Social activities force IS to improve the structure and methods of administration. Thus, al-Baghdadi was proclaimed caliph, he has two deputies, a cabinet of ministers, and the rulers of twelve vilayets are subordinated to him. The active participation of former officers from Saddam’s elite enables the organization’s leaders to use their administrative experience.

At the same time, religious elements occupy a considerable place in the management structure: the Consultative Council (shura), which verifies the administration’s decisions for their compliance with the Sharia principles, as well as the Sharia court and the Council of Muftis.

Many modern government institutions in IS receive a religious interpretation. For example, IS social services are managed by the Department of Muslim Services. On the whole, it can be stated that in the process of its institutional establishment as a state, IS synthetizes elements of a nation state and the archaic nature of Islam, which make it neo-modernist.

While in institutional terms such synthesis helps build a certain imitation of real statehood, it creates new controversies in other terms.

Thus, the idea of territorial statehood (in Syria and Iraq) in the Islamic State is naturally coherent with the non-territoriality of dawla, because many jihadist groups all over the world declared themselves subjects of caliph al-Baghdadi and IS branches. While the nature of relations between the Islamic State of Iraq and Syria and its branches is not quite clear, they can be described within the paradigm of the ummah-dawla relationship and, in a completely Western manner, as franchising.

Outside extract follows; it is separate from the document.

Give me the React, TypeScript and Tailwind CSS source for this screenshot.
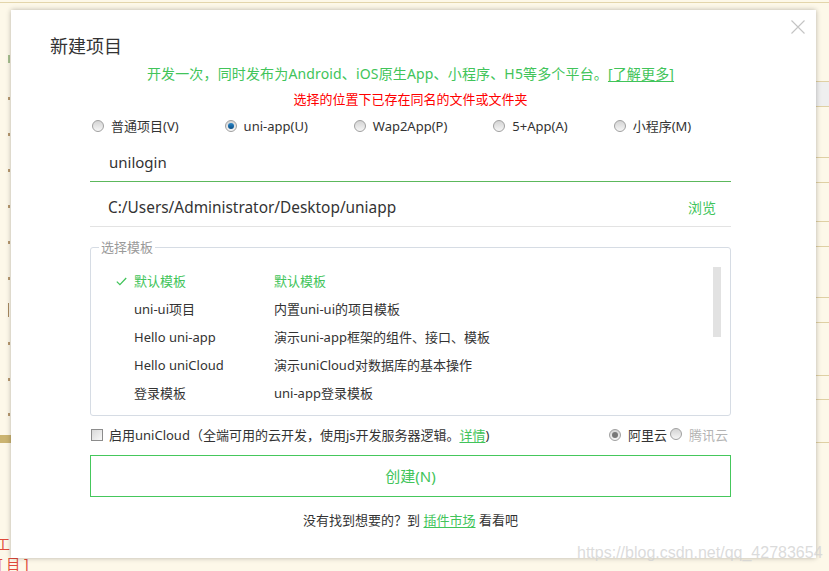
import React from "react";

function Radio({ checked, gray }: { checked?: boolean; gray?: boolean }) {
  return (
    <span className="inline-flex h-[12px] w-[12px] shrink-0 items-center justify-center rounded-full border border-[#a0a0a0] bg-linear-to-b from-[#d4d4d4] to-[#f6f6f6]">
      {checked && (
        <span
          className={
            gray
              ? "h-[6px] w-[6px] rounded-full bg-[#777777]"
              : "h-[6px] w-[6px] rounded-full bg-linear-to-b from-[#2a86c8] to-[#0b4f86]"
          }
        />
      )}
    </span>
  );
}

const templates: [string, string, boolean][] = [
  ["默认模板", "默认模板", true],
  ["uni-ui项目", "内置uni-ui的项目模板", false],
  ["Hello uni-app", "演示uni-app框架的组件、接口、模板", false],
  ["Hello uniCloud", "演示uniCloud对数据库的基本操作", false],
  ["登录模板", "uni-app登录模板", false],
];

const rightLines = [81, 106, 157, 182, 221, 246, 297, 322, 375, 399, 442];
const leftMarks = [97, 133, 169, 205, 241, 277, 342, 378, 413];

export default function App() {
  return (
    <div className="relative h-[571px] w-[829px] overflow-hidden bg-[#fdf8e9] font-['Noto_Sans','Noto_Sans_CJK_SC',sans-serif] text-[#333]">
      {/* background page decorations */}
      <div className="absolute left-0 right-0 top-[2px] h-px bg-[#e3d5ab]" />
      <div className="absolute left-[816px] right-0 top-[82px] h-[24px] bg-[#efefef]" />
      {rightLines.map((y) => (
        <div key={y} className="absolute left-[816px] right-0 h-px bg-[#dfd0a4]" style={{ top: y }} />
      ))}
      {leftMarks.map((y) => (
        <div key={y} className="absolute left-[8px] h-[3px] w-[2px] bg-[#b89a70]" style={{ top: y }} />
      ))}
      <div className="absolute left-[8px] top-[55px] h-[8px] w-[2px] bg-[#a8c090]" />
      <div className="absolute left-[8px] top-[303px] h-[14px] w-[1px] bg-[#a88a60]" />
      <div className="absolute left-0 top-[435px] h-[8px] w-[11px] bg-[#cbb471]" />
      <div className="absolute left-[-4px] top-[535px] text-[14px] leading-[18px] text-[#e04a3a]">工</div>
      <div className="absolute left-[-2px] top-[555px] text-[14px] leading-[18px] text-[#e04a3a]">[ 目 ]</div>

      {/* dialog */}
      <div className="absolute left-[11px] top-[10px] h-[548px] w-[805px] bg-white shadow-[0_0_5px_rgba(0,0,0,0.28)]">
        <div className="absolute right-[11px] top-[10px] h-[14px] w-[14px]">
          <svg width="14" height="14" viewBox="0 0 14 14">
            <path d="M0.5 0.5 L13.5 13.5 M13.5 0.5 L0.5 13.5" stroke="#c4c4c4" strokeWidth="1.1" fill="none" />
          </svg>
        </div>

        <div className="pl-[39px] pt-[24px] text-[18px] leading-[24px] text-[#333]">新建项目</div>

        <div className="ml-[79px] w-[641px]">
          <p className="mt-[6px] text-center text-[14px] leading-[20px] tracking-[0.15px] text-[#41c45a]">
            开发一次，同时发布为Android、iOS原生App、小程序、H5等多个平台。<span className="underline underline-offset-2">[了解更多]</span>
          </p>
          <p className="mt-[5px] text-center text-[13px] leading-[20px] text-[#ff0000]">选择的位置下已存在同名的文件或文件夹</p>

          <div className="mt-[7px] flex h-[20px] items-center gap-[46px] pl-[2px] text-[13px]">
            {[
              ["普通项目(V)", false],
              ["uni-app(U)", true],
              ["Wap2App(P)", false],
              ["5+App(A)", false],
              ["小程序(M)", false],
            ].map(([label, checked]) => (
              <div key={label as string} className="flex items-center gap-[7px]">
                <Radio checked={checked as boolean} />
                <span className="leading-[20px]">{label as string}</span>
              </div>
            ))}
          </div>

          <div className="mt-[7px] flex h-[39px] items-center border-b border-[#5cb85c] pl-[19px] text-[15px] leading-[20px]">
            unilogin
          </div>

          <div className="flex items-start justify-between border-b border-[#e3e3e3] pb-[8px] pl-[18px] pr-[15px] pt-[16px] text-[15.4px] leading-[20px]">
            <span>C:/Users/Administrator/Desktop/uniapp</span>
            <span className="text-[14px] text-[#41c45a]">浏览</span>
          </div>

          <fieldset className="mt-[10px] rounded-[3px] border border-[#d6dce4] p-0">
            <legend className="ml-[8px] px-[2px] text-[13px] leading-[20px] text-[#9a9a9a]">选择模板</legend>
            <div className="relative pb-[8px] pt-[10px] text-[13px]">
              <div className="absolute right-[9px] top-[10px] h-[70px] w-[8px] bg-[#e2e2e2]" />
              {templates.map(([a, b, sel]) => (
                <div
                  key={a}
                  className={sel ? "flex h-[28px] items-center pl-[25px] text-[#41c45a]" : "flex h-[28px] items-center pl-[25px]"}
                >
                  <span className="flex w-[18px] items-center">
                    {sel && (
                      <svg width="11" height="9" viewBox="0 0 11 9">
                        <path d="M0.8 4.6 L3.9 7.6 L10.2 1" stroke="#41c45a" strokeWidth="1.3" fill="none" />
                      </svg>
                    )}
                  </span>
                  <span className="w-[140px] leading-[20px]">{a}</span>
                  <span className="leading-[20px]">{b}</span>
                </div>
              ))}
            </div>
          </fieldset>

          <div className="mt-[9px] flex h-[20px] items-center justify-between pr-[3px] text-[13px] leading-[20px]">
            <div className="flex items-center">
              <span className="ml-px h-[12px] w-[12px] border border-[#8c8c8c] bg-linear-to-br from-[#d8d8d8] to-[#f8f8f8]" />
              <span className="ml-[6px]">
                启用uniCloud（全端可用的云开发，使用js开发服务器逻辑。<span className="text-[#41c45a] underline underline-offset-2">详情</span>)
              </span>
            </div>
            <div className="flex items-center">
              <Radio checked gray />
              <span className="ml-[7px]">阿里云</span>
              <span className="ml-[3px]"><Radio /></span>
              <span className="ml-[7px] text-[#b4b4b4]">腾讯云</span>
            </div>
          </div>

          <div className="mt-[10px] flex h-[42px] items-center justify-center border border-[#45c75c] text-[15px] text-[#41c45a]">
            创建(N)
          </div>

          <p className="mt-[13px] text-center text-[13px] leading-[20px]">
            没有找到想要的？到 <span className="text-[#41c45a] underline underline-offset-2">插件市场</span> 看看吧
          </p>
        </div>
      </div>

      <div className="pointer-events-none absolute left-[577px] top-[543px] font-['Liberation_Sans',sans-serif] text-[16px] leading-[20px] text-[#d2d2d2]/80">
        https://blog.csdn.net/qq_42783654
      </div>
    </div>
  );
}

The duality of territorial identity of IS results eventually in the split of the organization into pragmatists oriented towards the strengthening of the political entity in a limited territory and romanticists pursuing indefinite expansion. However, such a split can hardly be viewed as a factor weakening IS, because the organization has an evident opportunity to export romanticists to the IS branches all over the world.

The archaic and modern values are combined in state-building in a bizarre way, too. On the one hand, the Islamic egalitarianism, the idea of ummah unity forces IS to foster prevention of the ethnic and tribal heterogeneity of society in the territories it controls (naturally, after all infidels have been eliminated). On the other hand, solving the problem through confessionalism creates new dividing lines.

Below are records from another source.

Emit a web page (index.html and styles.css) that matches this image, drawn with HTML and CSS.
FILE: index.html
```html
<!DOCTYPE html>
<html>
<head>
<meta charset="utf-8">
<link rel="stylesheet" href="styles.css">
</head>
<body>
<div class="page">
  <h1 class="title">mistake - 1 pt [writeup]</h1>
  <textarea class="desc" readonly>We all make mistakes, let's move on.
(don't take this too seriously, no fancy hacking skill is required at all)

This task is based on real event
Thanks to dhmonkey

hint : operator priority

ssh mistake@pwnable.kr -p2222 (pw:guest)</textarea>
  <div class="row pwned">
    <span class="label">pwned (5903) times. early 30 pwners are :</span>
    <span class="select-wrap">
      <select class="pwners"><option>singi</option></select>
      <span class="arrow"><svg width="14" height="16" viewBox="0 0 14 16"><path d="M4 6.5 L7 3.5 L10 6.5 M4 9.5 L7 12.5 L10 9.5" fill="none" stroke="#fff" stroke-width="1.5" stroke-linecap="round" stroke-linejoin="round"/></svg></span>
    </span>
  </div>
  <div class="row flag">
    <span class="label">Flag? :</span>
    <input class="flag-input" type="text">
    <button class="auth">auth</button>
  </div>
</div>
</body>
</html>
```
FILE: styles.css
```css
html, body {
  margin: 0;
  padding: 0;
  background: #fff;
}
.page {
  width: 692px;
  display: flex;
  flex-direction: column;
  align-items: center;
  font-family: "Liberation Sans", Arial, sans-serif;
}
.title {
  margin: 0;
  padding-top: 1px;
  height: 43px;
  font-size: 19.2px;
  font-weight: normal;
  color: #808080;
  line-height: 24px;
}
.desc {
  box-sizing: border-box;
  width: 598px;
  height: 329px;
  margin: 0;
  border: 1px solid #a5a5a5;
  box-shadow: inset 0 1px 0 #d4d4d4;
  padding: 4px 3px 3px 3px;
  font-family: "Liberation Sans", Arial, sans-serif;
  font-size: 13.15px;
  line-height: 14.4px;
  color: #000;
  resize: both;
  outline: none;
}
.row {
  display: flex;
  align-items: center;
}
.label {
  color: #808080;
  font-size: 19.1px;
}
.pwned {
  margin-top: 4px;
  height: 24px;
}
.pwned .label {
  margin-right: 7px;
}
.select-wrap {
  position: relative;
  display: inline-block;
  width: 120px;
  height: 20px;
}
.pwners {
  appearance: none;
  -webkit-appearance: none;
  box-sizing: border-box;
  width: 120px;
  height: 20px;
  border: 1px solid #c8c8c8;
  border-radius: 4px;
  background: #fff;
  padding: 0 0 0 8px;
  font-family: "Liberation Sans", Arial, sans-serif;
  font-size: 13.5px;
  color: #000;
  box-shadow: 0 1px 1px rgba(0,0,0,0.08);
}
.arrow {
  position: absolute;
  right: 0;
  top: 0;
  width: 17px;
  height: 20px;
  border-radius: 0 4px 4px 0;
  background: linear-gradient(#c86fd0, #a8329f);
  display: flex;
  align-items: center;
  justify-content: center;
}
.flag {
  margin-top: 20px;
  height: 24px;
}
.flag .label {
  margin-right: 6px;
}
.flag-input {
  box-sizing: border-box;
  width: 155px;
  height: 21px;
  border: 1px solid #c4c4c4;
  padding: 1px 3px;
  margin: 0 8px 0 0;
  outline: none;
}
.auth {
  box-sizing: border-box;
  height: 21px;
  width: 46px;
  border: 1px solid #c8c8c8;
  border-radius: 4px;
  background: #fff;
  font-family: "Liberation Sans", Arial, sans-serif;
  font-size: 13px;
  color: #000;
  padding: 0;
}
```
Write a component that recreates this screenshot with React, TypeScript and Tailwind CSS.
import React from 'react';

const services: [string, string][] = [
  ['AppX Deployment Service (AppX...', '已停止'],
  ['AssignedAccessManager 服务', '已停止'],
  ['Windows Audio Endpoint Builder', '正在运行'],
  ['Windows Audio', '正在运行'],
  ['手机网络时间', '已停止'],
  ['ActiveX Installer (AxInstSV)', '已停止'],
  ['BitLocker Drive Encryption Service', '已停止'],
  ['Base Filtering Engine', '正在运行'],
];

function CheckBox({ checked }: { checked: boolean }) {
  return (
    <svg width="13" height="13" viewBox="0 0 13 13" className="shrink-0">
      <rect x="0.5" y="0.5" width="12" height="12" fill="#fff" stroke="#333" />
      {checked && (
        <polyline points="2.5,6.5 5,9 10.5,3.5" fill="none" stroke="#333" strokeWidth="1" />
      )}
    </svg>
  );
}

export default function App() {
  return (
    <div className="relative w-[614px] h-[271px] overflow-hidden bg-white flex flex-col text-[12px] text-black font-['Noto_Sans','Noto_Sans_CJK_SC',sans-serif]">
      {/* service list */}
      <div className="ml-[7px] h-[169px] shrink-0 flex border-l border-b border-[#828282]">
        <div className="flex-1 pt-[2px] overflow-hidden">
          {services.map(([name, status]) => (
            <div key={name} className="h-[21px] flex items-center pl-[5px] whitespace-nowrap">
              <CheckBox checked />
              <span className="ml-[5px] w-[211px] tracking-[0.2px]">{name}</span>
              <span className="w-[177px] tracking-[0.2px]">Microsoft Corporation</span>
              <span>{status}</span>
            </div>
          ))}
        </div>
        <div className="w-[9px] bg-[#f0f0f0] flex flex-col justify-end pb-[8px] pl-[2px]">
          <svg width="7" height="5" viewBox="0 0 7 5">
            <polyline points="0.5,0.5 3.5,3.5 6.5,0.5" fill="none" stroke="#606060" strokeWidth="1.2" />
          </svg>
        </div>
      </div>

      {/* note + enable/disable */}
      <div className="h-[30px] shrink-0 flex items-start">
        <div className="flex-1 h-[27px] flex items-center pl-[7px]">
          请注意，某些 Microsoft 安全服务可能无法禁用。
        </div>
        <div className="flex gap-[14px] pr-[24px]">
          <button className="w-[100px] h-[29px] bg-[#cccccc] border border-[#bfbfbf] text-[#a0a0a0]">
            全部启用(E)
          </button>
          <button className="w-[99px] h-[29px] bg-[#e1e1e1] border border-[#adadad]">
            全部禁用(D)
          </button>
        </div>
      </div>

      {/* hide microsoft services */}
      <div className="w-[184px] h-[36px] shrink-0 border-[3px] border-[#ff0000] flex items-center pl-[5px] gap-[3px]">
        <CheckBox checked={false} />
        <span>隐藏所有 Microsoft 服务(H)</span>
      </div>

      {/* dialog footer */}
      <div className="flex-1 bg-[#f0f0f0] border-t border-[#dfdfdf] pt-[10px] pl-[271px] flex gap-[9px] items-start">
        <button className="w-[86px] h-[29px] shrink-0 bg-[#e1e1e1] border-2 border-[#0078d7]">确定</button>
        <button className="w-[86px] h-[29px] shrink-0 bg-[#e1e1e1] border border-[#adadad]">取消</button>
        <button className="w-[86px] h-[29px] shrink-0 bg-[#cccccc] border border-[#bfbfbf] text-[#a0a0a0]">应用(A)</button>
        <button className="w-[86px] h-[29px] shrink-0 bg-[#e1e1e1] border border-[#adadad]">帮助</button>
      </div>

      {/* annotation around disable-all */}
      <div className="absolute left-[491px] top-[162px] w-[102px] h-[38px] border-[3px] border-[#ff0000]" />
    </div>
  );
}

All these bizarre and quite modernist entwinements are supplemented by the Islamic State’s active information activities aimed at spreading the organization’s influence in the world.

Thus, today the Islamic State is only able to solve the problem of external manifestations of the statehood crisis – to restore institutions and renew the socioeconomic contract between society and the state, reinforce its sovereignty over the limited territory, and solve border-related problems. However it is obvious that none of these problems has been fully solved or can be solved within the framework of the model being built.

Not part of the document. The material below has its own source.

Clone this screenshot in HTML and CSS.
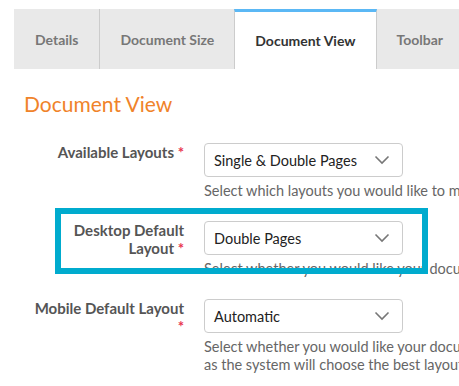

The created institutions and the economic basis of the social contract, being as exotic as they are, may provide a solution for the time of jihad and continuous expansion; however, they must be reviewed in order to maintain daily living activities of a normal state. Of course, there is certain irony of history here, because to achieve this IS members will have to repeat the path of the Umayyads and the early Islamic statehood in general, the creation of which as statehood and not as a conquering polity was connected with the cessation of expansion during the Abd al-Malik caliphate. At that time, as it is known, the inability to adapt resulted in the Abbasid revolution and the split of the Caliphate. 

It is also not quite clear how the sovereignty issue is addressed today – bay’ah is still quite a weak instrument of reinforcement for partially modernized societies. It is clear that, at first sight, the IS government can control a certain (and considerably large) territory; however, it is unknown how deeply and strictly they control it. It makes the statement of sovereignty even more doubtful, given that the state is not recognized by the world community (since it has been recognized as a terrorist organization).

As for the borders and territorial and administrative order, the network structures, franchising systems and non-territorial nature certainly sound very romantic. However, in practice one can speak of the true Islamic State only in the Syrian and Iraqi territory. For other territories, it is rather some kind of branding, which reveals a unique situation in each individual case. For example, in Libya the Islamic State is, in its essence, a convenient form of self-presentation and consolidation of a number of small tribes. In fact, the unity of the Syrian and Iraqi area also raises many doubts, partly because of the Iraqi domination in the IS administrative structure.

Finally, the situation in the Islamic State is even worse when it comes to solving profound statehood problems. The idea of a united Islamic nation is certainly poetic, however it can be attractive only for a limited number of enthusiasts, mainly from the Western Islamic pseudo-ummah, but it takes no account of the existing regional identities, which, in real social practices, are usually more important than confessional. Furthermore, insofar as it relates to the Syrian and Iraqi population, they are forced to join IS to avoid horrible conditions of war and simply because they have no choice. The situation is the same with young people from many Arab countries who join IS not to fight for religious ideas but because of disappointment with their own states. “There is no justice, no freedom, and no future” are the words one can hear from youngsters in the poor regions of Tunisia who have decided to join IS, where they think they can find all this. In this discourse, freedom and justice are understood quite specifically – as freedom from humiliation and alienation by the state.

These young people believe that IS provides an opportunity to overcome social and political fragmentation – IS elites do not usurp power, and they are authentic. However, in practice, this has so far been achieved solely through repressions and genocide of social groups, while the need for development, strengthening of sovereignty (if IS survives all other “if’s”) and institutions will require a stronger repressive system torn off from society to an even greater extent than in other Arab countries. So, IS will most likely have difficulty overcoming the fragmented nature of society.

Regarding institutions, the Islamic State is creating government institutions  while civil ones are completely nonexistent. Such a situation can continue only during the war.

Nevertheless, despite all obvious weaknesses of IS as a state-building project, one cannot deny that it is very attractive for a certain number of people living in the region. In all appearances, this attractiveness is associated not with the confessional nature of the state itself and, certainly, not with the cruelty of its policy, but with the abovementioned seeming authenticity of the Islamic State.